On August 1, Planningtorock‘s Janine Rostron plays the Southbank Centre in London as part of Antony‘s Meltdown Festival. The line-up represents Anthony’s “Future Feminism” approach, in which he and the group of New York City artists with whom he associates himself “reject patriarchy in its myriad virulent and apocalyptic manifestations, [advocating] for a fundamental shift towards feminism in all our systems and structures of governance.” Rostron’s new single, “Patriarchy Over and Out”, is the epitome of the beat to which Antony marches.
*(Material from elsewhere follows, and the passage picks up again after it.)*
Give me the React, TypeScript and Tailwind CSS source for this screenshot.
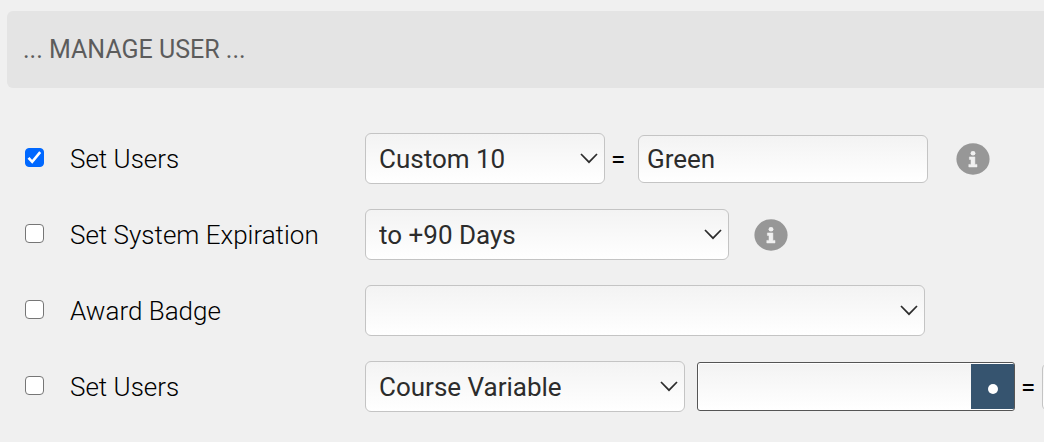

And what a beat: the first single to be released on Rostron’s DFA imprint, Human Level, initially sticks so tightly to the grid that it’s as if someone sent an electronic charge up a pristine chickenwire fence, crackling, hissing and buzzing in threatening fashion. It’s militantly precise, and Rostron’s masculine, operatic demands are cold and mantra-like: “I don’t want to wait/ Patriarchal life, you’re out of date/ Patriarchal life, get out of the way.” Three-quarters of the way through the song, the grid melts away to a rueful glow, and Rostron’s vocals become more emotional, more human and imploring. It’s as if the song strips away a common perception of feminism– exacting and militant– to show the basic human cry for equality beneath. A deeply persuasive, beautiful single.